The next night is even a better performance. Dan and Matthew agree to cook at their place, to be able to kind of keep the visit moving along and to not incur anther large resturant bill.

So Dan and Sid go out and get food for dinner and I take another on of my world famous naps. I just feel so overwhelmed and exhausted, its just unbelieable.

Dad and Mary arrive terrifically buzzed. Mary comes into the house with what Texan women discribe as a “roadie” as in, barkeep - give us one drink for the little ol’ roadie. Mary’s drink of choice this evening is scotch in a little plastic cup with wilting ice cubes that she must have snuck out of the bar they were in.
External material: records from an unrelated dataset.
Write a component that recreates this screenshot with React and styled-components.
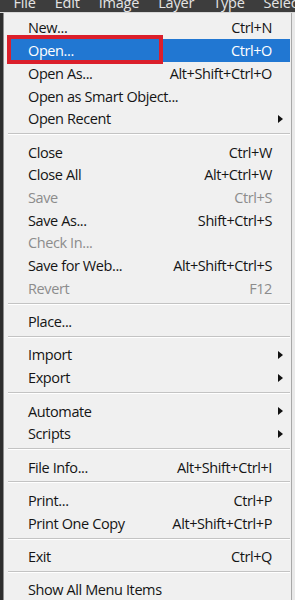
import React from "react";
import styled, { createGlobalStyle } from "styled-components";

const GlobalStyle = createGlobalStyle`
  html, body {
    margin: 0;
    padding: 0;
    background: #3a3a3a;
    overflow: hidden;
  }
`;

const menuBar = ["File", "Edit", "Image", "Layer", "Type", "Select"];

const fileMenu = [
  { label: "New...", keys: "Ctrl+N" },
  { label: "Open...", keys: "Ctrl+O", active: true },
  { label: "Open As...", keys: "Alt+Shift+Ctrl+O" },
  { label: "Open as Smart Object..." },
  { label: "Open Recent", sub: true },
  "sep",
  { label: "Close", keys: "Ctrl+W" },
  { label: "Close All", keys: "Alt+Ctrl+W" },
  { label: "Save", keys: "Ctrl+S", disabled: true },
  { label: "Save As...", keys: "Shift+Ctrl+S" },
  { label: "Check In...", disabled: true },
  { label: "Save for Web...", keys: "Alt+Shift+Ctrl+S" },
  { label: "Revert", keys: "F12", disabled: true },
  "sep",
  { label: "Place..." },
  "sep",
  { label: "Import", sub: true },
  { label: "Export", sub: true },
  "sep",
  { label: "Automate", sub: true },
  { label: "Scripts", sub: true },
  "sep",
  { label: "File Info...", keys: "Alt+Shift+Ctrl+I" },
  "sep",
  { label: "Print...", keys: "Ctrl+P" },
  { label: "Print One Copy", keys: "Alt+Shift+Ctrl+P" },
  "sep",
  { label: "Exit", keys: "Ctrl+Q" },
  "sep",
  { label: "Show All Menu Items" },
];

const App = () => {
  return (
    <>
      <GlobalStyle />
      <Screen>
        <MenuBar>
          {menuBar.map((name) => (
            <BarItem key={name}>{name}</BarItem>
          ))}
        </MenuBar>
        <Workspace>
          <DarkEdge />
          <Panel>
            {fileMenu.map((item, i) =>
              item === "sep" ? (
                <Separator key={i} />
              ) : (
                <Item key={i} $active={item.active} $disabled={item.disabled}>
                  <Label>{item.label}</Label>
                  <Keys>{item.keys}</Keys>
                  <ArrowCell>{item.sub && <Arrow />}</ArrowCell>
                  {item.active && <Callout />}
                </Item>
              )
            )}
          </Panel>
          <LightEdge />
        </Workspace>
      </Screen>
    </>
  );
};

export default App;

const Screen = styled.div`
  width: 295px;
  height: 600px;
  display: flex;
  flex-direction: column;
  overflow: hidden;
  font-family: "Open Sans", "Noto Sans", sans-serif;
`;

const MenuBar = styled.div`
  height: 12px;
  flex: none;
  display: flex;
  padding-left: 4px;
  background: #3d3d3d;
  overflow: hidden;
`;

const BarItem = styled.div`
  padding: 0 9.5px;
  margin-top: -5px;
  font-size: 14.5px;
  line-height: 15px;
  letter-spacing: -0.2px;
  color: #e4e4e4;
  white-space: nowrap;
`;

const Workspace = styled.div`
  flex: 1;
  display: flex;
  border-top: 1px solid #d8d8d8;
`;

const DarkEdge = styled.div`
  width: 3px;
  background: #2e2e2e;
`;

const LightEdge = styled.div`
  width: 3px;
  background: #e9e9e9;
`;

const Panel = styled.div`
  flex: 1;
  padding: 3.65px 1px 0 4px;
  background: #f0f0f0;
  border-left: 1px solid #8f8f8f;
  border-right: 1px solid #a8a8a8;
`;

const Item = styled.div`
  position: relative;
  height: 22.7px;
  display: flex;
  align-items: center;
  padding: 0 4px 0 20px;
  font-size: 14.5px;
  letter-spacing: -0.4px;
  color: ${(p) => (p.$active ? "#ffffff" : p.$disabled ? "#8c8c8c" : "#151515")};
  background: ${(p) => (p.$active ? "#2177d2" : "transparent")};
  white-space: nowrap;
`;

const Label = styled.span`
  flex: 1;
`;

const Keys = styled.span`
  text-align: right;
`;

const ArrowCell = styled.span`
  width: 14px;
  display: flex;
  justify-content: center;
`;

const Arrow = styled.span`
  width: 0;
  height: 0;
  margin-left: 2px;
  border-top: 4px solid transparent;
  border-bottom: 4px solid transparent;
  border-left: 5px solid #111;
`;

const Separator = styled.div`
  height: 10.7px;
  box-sizing: border-box;
  padding-top: 3px;

  &::before {
    content: "";
    display: block;
    height: 1px;
    background: #c3c3c3;
    border-bottom: 1px solid #ffffff;
  }
`;

const Callout = styled.div`
  position: absolute;
  left: -1px;
  top: -4px;
  width: 156px;
  height: 29px;
  box-sizing: border-box;
  border: 4px solid #db1f2b;
  pointer-events: none;
`;
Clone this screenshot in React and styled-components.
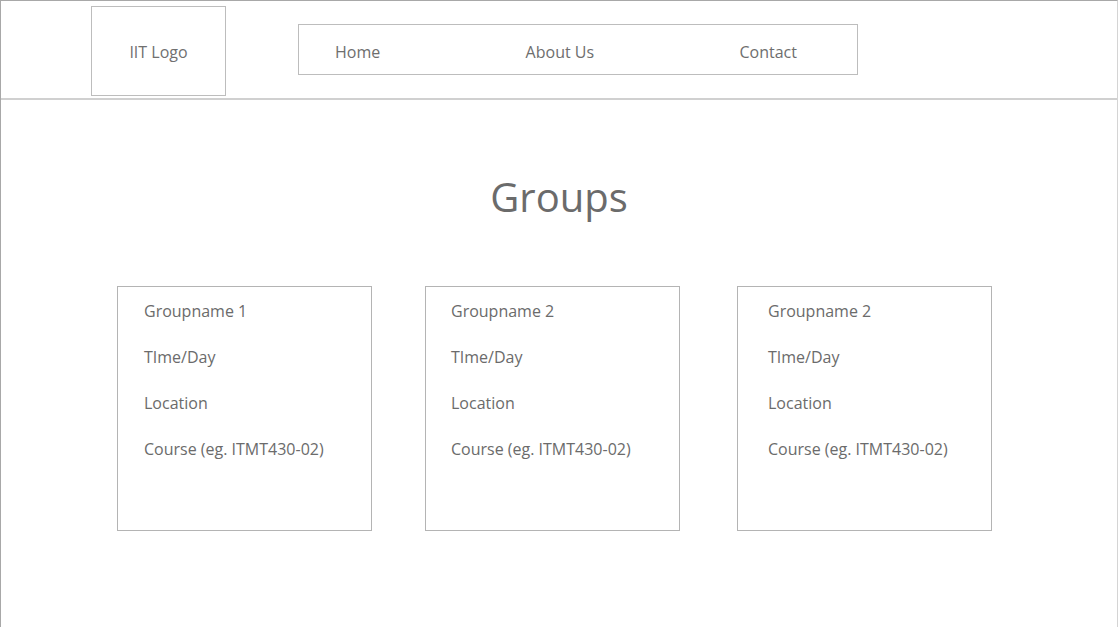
import styled, { createGlobalStyle } from "styled-components";

const GlobalStyle = createGlobalStyle`
    html, body {
        margin: 0;
        padding: 0;
        background: #fff;
    }
    body {
        font-family: "Open Sans", "Noto Sans", sans-serif;
        color: #666;
    }
`;

const Page = styled.div`
    box-sizing: border-box;
    width: 1118px;
    height: 627px;
    border-top: 1px solid #a8a8a8;
    border-left: 1px solid #a8a8a8;
    border-right: 1px solid #d4d4d4;
    overflow: hidden;
`;

const Header = styled.header`
    box-sizing: border-box;
    height: 99px;
    display: flex;
    align-items: flex-start;
    padding-left: 90px;
    border-bottom: 2px solid #d0d0d0;
`;

const LogoBox = styled.div`
    box-sizing: border-box;
    width: 135px;
    height: 90px;
    margin-top: 5px;
    padding-top: 2px;
    border: 1px solid #bdbdbd;
    display: flex;
    align-items: center;
    justify-content: center;
    font-size: 16px;
    color: #707070;
`;

const Nav = styled.nav`
    box-sizing: border-box;
    width: 560px;
    height: 51px;
    margin-top: 23px;
    margin-left: 72px;
    border: 1px solid #bdbdbd;
    display: flex;
    align-items: center;
    justify-content: space-between;
    padding: 5px 60px 0 36px;
`;

const NavLink = styled.span`
    font-size: 16px;
    color: #6e6e6e;
`;

const Main = styled.main`
    display: flex;
    flex-direction: column;
    align-items: center;
`;

const Title = styled.h1`
    margin: 70px 0 0;
    font-size: 40px;
    font-weight: 400;
    line-height: 54px;
    color: #6b6b6b;
`;

const CardRow = styled.div`
    align-self: stretch;
    display: flex;
    padding-left: 116px;
    margin-top: 62px;
`;

const Card = styled.div`
    box-sizing: border-box;
    width: 255px;
    height: 245px;
    margin-left: ${props => props.$gap}px;
    border: 1px solid #b4b4b4;
    padding: 1px 0 0 ${props => props.$inset}px;
`;

const Line = styled.div`
    font-size: 16px;
    line-height: 46px;
    color: #6b6b6b;
`;

const groups = [
    { name: "Groupname 1", gap: 0, inset: 26 },
    { name: "Groupname 2", gap: 53, inset: 25 },
    { name: "Groupname 2", gap: 57, inset: 30 }
];

export default function App() {
    return (
        <>
            <GlobalStyle />
            <Page>
                <Header>
                    <LogoBox>IIT Logo</LogoBox>
                    <Nav>
                        <NavLink>Home</NavLink>
                        <NavLink>About Us</NavLink>
                        <NavLink>Contact</NavLink>
                    </Nav>
                </Header>
                <Main>
                    <Title>Groups</Title>
                    <CardRow>
                        {groups.map((g, i) => (
                            <Card key={i} $gap={g.gap} $inset={g.inset}>
                                <Line>{g.name}</Line>
                                <Line>TIme/Day</Line>
                                <Line>Location</Line>
                                <Line>Course (eg. ITMT430-02)</Line>
                            </Card>
                        ))}
                    </CardRow>
                </Main>
            </Page>
        </>
    );
}
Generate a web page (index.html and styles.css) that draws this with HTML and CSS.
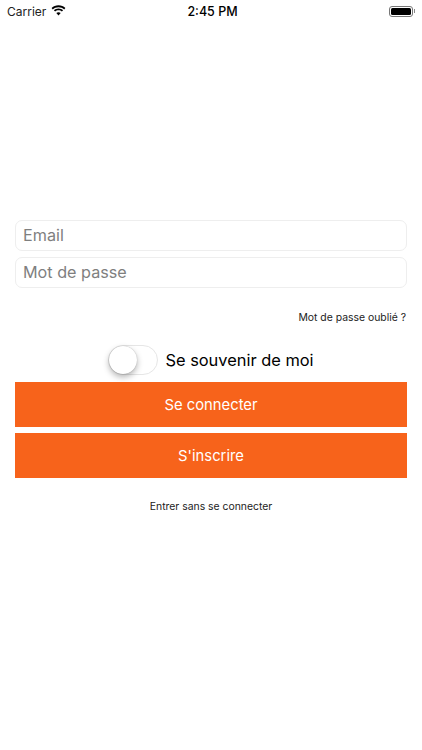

They brought nothing else but their own buzz and their own booze.

My father is now 74 some odd years old. The women he dates aren’t lovely and frail and in their turtleneck years. They do not wear wide brimmed hats, hum songs and grow tomatoes. They all look like aging old nightclub dancers and Mary is certainly one of them. She has very large dyed red hair that has been hairsprayed into a big red dome. You can look through what looks like red cobwebs and see her very white shinny scalp. She also has painted on red eyebrows to match. She must use a lip pencil. I have never seen naturally occuring scarlet colored eyebrows so I often catch myself staring. She lines her little eyes with black kole pencil all the way around, thus making them seem even smallar. She tops this all of with black clumppy mascara which makes her skin look transparent and paper thin. Her lips are drawn in thin lines and often perced when she glares at my dad. She is buxum and bold and growls out tired retorts when asked questions. She is sarcastic which normally I would respect but I am over having relationships with these colorful woman. I see them once every two or three years and then they misterously come down with some insanity that my father can’t tolerate.

And then poof! They are gone in the night.